-- Start Material to process --
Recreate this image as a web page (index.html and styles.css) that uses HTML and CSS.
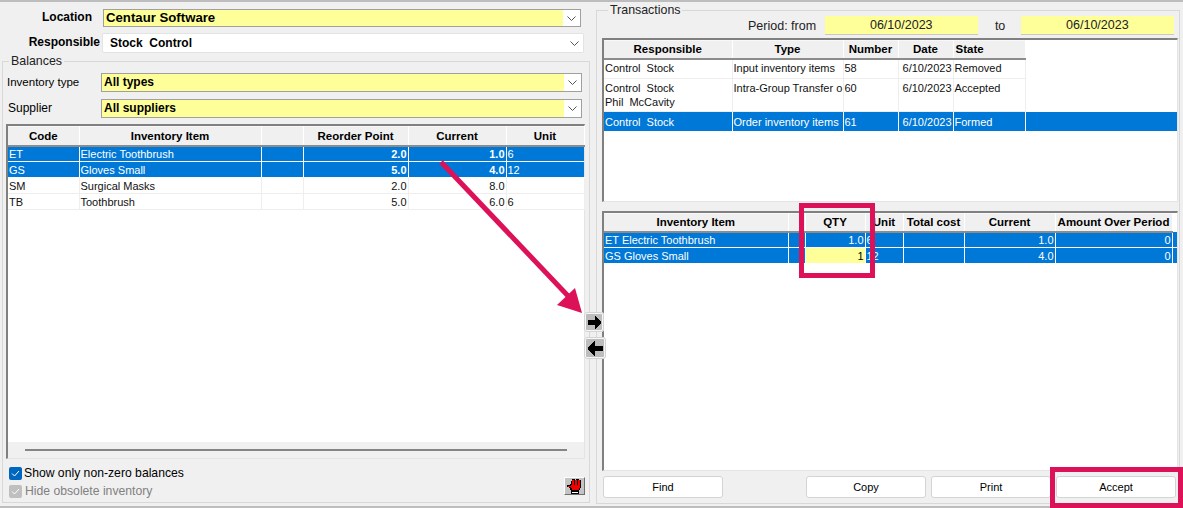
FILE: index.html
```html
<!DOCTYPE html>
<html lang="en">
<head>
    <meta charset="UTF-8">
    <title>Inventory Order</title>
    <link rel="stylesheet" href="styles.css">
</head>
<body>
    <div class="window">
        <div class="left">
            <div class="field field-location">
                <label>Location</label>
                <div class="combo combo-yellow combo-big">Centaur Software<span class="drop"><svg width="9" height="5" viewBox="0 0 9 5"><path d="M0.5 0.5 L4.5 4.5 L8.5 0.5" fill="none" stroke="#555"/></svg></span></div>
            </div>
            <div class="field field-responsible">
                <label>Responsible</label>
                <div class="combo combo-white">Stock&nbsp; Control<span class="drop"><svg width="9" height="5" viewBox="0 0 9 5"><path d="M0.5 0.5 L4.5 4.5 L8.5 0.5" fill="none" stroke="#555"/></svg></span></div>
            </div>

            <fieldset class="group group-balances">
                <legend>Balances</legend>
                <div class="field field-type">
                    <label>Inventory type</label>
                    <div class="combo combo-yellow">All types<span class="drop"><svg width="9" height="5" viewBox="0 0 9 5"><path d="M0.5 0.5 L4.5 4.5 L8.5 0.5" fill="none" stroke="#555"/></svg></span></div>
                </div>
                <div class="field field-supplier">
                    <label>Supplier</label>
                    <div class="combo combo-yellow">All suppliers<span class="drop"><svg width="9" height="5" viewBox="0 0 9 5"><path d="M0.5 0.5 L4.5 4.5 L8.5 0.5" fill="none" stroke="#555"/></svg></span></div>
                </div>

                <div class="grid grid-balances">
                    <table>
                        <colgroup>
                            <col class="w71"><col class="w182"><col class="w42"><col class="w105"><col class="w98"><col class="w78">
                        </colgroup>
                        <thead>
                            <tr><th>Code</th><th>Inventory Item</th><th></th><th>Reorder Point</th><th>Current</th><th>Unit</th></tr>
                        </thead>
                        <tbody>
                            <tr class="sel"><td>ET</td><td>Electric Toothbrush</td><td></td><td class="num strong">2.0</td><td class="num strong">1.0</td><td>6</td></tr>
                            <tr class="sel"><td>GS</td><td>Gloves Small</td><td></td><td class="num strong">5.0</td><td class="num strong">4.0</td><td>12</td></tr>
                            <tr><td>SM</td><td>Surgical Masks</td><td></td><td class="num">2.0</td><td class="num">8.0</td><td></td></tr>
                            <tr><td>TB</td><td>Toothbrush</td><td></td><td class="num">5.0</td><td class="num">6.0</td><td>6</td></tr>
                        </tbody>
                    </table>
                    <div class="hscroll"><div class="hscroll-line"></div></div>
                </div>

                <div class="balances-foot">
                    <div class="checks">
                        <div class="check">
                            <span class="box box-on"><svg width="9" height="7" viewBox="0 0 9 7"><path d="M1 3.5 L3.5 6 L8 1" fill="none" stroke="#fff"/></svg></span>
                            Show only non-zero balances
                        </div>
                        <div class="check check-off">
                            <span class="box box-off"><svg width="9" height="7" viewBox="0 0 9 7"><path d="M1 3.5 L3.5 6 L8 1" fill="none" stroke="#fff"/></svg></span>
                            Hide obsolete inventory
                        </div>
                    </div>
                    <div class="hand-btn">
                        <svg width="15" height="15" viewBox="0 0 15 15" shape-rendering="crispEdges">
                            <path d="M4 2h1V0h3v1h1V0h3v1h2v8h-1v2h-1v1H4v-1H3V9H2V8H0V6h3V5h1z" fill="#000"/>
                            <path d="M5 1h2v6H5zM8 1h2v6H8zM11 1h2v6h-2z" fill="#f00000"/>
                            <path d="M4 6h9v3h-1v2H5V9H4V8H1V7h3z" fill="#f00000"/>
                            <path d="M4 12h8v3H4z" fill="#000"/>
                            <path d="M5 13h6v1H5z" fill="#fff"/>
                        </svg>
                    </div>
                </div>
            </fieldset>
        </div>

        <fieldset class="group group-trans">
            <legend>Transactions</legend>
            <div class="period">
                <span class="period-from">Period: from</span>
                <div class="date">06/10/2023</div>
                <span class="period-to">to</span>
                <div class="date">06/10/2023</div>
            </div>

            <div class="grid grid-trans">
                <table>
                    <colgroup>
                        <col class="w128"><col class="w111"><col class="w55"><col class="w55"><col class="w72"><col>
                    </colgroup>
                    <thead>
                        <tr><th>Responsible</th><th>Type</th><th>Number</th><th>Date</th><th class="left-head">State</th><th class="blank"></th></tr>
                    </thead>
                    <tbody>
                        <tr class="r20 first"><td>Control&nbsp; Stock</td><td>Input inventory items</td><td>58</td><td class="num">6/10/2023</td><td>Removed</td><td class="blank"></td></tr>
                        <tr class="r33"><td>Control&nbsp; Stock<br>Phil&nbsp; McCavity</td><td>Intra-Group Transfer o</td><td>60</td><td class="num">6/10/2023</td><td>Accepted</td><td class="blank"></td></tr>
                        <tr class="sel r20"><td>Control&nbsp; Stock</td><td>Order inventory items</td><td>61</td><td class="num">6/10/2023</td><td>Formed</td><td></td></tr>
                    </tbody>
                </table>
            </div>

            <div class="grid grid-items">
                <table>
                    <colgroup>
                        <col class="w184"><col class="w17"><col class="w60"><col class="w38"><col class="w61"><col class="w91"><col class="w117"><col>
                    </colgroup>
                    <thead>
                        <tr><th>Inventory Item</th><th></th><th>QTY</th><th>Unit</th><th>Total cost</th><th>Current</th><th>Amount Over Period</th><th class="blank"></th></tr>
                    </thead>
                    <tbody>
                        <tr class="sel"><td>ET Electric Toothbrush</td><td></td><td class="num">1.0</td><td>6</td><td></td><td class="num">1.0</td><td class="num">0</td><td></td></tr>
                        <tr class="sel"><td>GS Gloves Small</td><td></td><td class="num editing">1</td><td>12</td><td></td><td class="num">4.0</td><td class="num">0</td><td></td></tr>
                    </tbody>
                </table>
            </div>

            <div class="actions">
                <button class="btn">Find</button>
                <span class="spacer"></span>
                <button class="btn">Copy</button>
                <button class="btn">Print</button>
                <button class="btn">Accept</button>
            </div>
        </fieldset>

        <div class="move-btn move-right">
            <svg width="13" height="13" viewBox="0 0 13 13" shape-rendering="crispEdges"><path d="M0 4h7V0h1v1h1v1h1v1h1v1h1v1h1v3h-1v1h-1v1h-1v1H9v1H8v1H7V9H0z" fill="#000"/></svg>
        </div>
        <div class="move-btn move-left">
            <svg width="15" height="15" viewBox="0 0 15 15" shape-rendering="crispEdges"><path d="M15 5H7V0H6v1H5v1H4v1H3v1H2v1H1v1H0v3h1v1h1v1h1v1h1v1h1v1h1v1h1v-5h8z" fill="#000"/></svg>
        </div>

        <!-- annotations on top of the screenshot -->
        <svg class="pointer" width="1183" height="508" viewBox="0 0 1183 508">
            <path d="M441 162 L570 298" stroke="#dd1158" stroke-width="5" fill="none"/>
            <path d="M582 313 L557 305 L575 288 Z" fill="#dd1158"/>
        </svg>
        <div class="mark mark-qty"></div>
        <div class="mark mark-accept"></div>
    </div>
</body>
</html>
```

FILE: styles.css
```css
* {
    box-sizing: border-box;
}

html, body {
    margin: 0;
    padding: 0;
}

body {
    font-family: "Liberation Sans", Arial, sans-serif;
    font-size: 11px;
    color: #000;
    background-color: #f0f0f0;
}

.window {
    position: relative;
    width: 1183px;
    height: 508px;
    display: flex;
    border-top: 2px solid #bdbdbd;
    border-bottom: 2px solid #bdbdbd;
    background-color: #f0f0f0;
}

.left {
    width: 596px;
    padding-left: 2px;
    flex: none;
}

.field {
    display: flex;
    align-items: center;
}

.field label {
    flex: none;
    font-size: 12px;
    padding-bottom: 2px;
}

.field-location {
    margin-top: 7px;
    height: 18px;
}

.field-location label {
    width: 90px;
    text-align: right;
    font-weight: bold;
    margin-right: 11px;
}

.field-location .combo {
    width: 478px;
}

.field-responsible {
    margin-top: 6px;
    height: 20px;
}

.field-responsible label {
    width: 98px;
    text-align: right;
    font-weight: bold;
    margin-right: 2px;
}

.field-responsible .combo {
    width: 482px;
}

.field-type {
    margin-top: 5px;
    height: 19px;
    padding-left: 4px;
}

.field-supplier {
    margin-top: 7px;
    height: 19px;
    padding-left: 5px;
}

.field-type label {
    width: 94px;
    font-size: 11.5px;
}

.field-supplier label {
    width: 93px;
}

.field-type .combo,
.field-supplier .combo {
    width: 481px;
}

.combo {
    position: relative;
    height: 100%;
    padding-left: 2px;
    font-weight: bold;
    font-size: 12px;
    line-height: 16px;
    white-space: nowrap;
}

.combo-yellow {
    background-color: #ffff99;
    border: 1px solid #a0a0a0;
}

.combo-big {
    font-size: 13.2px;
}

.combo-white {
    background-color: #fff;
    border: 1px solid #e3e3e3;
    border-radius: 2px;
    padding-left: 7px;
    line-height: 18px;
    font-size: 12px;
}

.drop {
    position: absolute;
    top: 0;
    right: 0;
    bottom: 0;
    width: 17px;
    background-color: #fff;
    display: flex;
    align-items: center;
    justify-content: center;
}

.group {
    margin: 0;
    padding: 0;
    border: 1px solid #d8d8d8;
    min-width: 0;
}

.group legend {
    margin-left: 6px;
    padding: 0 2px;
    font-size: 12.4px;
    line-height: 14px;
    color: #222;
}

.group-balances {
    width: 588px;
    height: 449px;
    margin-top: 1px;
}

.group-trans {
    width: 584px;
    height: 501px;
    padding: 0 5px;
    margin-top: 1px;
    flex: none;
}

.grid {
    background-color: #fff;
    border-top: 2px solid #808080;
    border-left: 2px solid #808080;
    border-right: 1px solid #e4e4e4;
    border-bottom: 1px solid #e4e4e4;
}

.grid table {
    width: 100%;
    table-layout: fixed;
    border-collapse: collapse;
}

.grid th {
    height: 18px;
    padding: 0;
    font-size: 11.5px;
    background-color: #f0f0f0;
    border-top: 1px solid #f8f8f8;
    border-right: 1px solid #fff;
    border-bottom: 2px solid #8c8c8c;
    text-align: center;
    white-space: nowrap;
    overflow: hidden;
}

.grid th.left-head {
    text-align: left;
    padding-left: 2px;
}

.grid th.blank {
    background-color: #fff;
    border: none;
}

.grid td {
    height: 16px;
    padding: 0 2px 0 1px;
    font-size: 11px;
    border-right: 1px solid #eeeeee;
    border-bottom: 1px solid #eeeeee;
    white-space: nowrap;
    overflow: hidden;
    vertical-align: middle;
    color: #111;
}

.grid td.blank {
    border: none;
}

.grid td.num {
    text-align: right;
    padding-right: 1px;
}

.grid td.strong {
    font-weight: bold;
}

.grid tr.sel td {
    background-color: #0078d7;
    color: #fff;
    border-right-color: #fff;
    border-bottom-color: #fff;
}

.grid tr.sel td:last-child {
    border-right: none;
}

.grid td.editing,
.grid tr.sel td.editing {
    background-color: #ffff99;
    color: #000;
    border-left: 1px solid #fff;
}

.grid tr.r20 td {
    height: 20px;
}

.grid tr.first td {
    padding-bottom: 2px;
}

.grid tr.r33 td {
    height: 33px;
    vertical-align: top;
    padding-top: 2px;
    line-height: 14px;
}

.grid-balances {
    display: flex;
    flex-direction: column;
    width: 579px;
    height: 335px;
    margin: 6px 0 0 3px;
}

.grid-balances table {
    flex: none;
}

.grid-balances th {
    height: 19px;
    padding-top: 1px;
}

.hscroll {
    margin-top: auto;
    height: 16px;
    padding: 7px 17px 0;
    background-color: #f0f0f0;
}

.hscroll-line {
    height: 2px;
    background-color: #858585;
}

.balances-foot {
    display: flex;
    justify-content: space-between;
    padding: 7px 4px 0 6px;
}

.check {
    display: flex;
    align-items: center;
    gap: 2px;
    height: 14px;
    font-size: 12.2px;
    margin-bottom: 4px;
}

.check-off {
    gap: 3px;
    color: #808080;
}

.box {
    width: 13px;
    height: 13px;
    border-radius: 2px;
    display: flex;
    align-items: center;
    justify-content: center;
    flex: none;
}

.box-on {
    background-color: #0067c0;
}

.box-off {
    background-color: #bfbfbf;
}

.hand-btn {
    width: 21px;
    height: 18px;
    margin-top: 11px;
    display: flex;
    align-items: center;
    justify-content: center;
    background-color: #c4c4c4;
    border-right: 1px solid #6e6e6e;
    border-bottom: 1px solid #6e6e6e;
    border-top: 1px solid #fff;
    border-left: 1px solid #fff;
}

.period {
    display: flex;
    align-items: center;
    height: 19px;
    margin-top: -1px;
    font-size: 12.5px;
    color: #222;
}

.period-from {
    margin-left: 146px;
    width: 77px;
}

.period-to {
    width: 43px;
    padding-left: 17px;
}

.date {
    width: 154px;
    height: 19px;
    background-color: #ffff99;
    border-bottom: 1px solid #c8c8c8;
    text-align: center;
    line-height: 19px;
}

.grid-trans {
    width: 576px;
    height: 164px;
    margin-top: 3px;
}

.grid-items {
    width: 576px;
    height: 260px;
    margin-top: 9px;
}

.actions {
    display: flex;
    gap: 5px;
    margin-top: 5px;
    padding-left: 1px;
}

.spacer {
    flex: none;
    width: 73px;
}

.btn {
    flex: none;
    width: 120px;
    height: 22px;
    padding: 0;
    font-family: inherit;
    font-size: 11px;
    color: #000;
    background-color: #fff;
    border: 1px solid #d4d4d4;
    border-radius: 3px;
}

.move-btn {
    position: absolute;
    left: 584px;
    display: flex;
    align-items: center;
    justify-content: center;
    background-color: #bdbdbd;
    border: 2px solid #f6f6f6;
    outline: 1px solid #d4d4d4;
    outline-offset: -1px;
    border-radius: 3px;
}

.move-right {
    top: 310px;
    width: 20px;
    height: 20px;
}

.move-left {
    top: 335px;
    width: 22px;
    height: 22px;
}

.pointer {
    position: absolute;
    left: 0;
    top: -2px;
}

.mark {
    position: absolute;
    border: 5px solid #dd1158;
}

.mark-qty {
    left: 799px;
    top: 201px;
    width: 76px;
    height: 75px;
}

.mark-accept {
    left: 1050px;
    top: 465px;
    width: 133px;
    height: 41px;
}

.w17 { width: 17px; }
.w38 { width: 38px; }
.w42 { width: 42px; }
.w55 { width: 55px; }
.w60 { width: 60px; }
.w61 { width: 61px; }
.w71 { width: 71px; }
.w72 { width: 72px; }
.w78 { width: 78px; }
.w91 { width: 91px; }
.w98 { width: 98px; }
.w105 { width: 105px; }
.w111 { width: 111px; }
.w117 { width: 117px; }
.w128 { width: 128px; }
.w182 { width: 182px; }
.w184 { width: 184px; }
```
-- End Material to process --
-- Start Material to process --
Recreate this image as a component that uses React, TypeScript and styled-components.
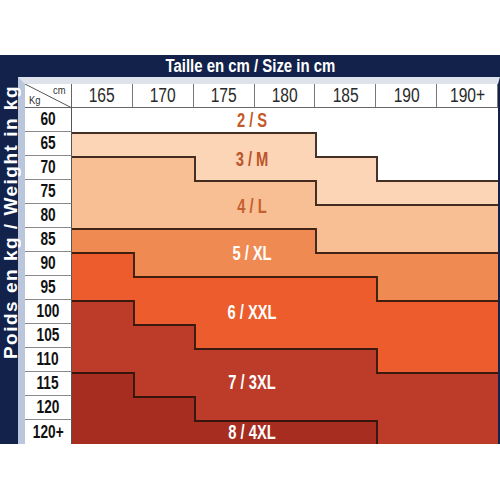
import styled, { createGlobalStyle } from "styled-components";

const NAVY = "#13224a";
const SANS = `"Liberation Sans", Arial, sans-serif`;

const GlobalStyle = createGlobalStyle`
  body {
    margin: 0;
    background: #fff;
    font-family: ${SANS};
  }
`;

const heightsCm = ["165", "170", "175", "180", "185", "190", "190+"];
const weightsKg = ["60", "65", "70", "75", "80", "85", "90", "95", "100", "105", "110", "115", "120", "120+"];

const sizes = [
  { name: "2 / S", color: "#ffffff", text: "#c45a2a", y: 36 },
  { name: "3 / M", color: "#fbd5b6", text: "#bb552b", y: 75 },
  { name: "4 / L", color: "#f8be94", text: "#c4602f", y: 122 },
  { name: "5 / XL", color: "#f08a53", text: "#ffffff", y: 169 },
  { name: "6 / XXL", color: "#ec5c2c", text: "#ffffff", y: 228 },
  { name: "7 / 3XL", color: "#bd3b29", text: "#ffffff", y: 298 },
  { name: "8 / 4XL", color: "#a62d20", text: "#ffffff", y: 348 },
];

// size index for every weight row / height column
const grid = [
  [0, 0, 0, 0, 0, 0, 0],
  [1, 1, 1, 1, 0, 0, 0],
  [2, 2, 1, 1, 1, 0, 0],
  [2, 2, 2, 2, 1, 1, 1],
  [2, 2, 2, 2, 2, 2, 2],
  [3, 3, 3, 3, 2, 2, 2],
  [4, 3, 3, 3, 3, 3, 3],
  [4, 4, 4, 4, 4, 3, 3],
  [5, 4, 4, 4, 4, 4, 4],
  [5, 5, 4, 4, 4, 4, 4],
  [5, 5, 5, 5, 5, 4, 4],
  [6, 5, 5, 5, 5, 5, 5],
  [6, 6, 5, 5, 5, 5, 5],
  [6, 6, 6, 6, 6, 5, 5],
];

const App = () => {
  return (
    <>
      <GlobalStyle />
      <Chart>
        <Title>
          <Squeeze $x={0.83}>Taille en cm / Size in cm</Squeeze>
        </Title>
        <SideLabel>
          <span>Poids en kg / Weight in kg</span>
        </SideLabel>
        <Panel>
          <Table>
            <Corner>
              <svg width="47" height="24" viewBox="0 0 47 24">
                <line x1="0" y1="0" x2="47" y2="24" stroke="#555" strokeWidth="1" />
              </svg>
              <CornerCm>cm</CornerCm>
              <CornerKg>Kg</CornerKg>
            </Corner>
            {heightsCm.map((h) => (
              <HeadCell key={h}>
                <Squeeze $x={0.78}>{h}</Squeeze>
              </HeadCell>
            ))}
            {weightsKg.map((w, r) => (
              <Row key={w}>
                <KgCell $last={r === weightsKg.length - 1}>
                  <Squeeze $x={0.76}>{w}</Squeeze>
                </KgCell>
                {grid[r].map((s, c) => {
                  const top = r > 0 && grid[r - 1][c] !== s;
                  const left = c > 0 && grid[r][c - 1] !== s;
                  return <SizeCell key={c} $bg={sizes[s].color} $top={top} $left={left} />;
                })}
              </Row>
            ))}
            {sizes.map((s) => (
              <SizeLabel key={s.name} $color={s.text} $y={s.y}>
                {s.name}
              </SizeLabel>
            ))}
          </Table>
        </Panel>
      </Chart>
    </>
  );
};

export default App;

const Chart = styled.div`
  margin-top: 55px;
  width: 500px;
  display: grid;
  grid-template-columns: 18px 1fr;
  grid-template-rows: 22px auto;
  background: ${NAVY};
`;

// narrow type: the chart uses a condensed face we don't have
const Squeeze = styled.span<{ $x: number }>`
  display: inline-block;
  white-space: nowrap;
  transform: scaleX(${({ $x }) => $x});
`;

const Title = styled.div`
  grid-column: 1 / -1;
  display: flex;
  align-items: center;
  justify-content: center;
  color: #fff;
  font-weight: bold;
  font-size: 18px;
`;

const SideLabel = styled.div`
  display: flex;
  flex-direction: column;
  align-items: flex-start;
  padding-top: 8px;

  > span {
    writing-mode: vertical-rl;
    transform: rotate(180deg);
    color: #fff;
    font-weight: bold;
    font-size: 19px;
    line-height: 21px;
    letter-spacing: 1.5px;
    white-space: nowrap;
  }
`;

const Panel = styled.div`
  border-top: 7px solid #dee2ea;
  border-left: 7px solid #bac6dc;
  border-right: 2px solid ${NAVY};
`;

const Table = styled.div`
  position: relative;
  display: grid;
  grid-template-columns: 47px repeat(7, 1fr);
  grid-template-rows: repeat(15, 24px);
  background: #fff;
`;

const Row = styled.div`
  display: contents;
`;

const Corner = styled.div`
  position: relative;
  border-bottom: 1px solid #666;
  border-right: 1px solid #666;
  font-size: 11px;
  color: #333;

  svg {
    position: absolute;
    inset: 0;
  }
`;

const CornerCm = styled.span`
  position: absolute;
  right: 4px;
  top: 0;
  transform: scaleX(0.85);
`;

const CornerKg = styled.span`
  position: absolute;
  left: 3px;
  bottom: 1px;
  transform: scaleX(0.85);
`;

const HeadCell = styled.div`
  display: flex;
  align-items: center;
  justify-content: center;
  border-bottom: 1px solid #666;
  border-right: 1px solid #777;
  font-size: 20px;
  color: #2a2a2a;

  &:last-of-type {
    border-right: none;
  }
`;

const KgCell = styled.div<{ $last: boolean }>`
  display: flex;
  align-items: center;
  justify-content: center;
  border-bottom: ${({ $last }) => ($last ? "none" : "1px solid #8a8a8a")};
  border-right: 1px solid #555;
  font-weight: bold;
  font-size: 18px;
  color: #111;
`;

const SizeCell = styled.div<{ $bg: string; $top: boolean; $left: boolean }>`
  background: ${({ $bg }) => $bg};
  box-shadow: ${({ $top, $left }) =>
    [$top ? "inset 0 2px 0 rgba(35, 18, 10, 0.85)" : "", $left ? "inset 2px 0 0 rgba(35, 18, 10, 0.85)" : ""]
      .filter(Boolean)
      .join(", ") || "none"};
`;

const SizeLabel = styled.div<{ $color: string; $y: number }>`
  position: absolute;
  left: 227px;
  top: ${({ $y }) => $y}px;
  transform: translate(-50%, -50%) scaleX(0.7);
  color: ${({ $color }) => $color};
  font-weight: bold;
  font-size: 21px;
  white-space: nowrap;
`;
-- End Material to process --
=== Exercise prompt ===
Pull out all lines of the data with the string "that".

=== Full output ===
Recreate this image as a web page (index.html and styles.css) that uses HTML and CSS.
Recreate this image as a component that uses React, TypeScript and styled-components.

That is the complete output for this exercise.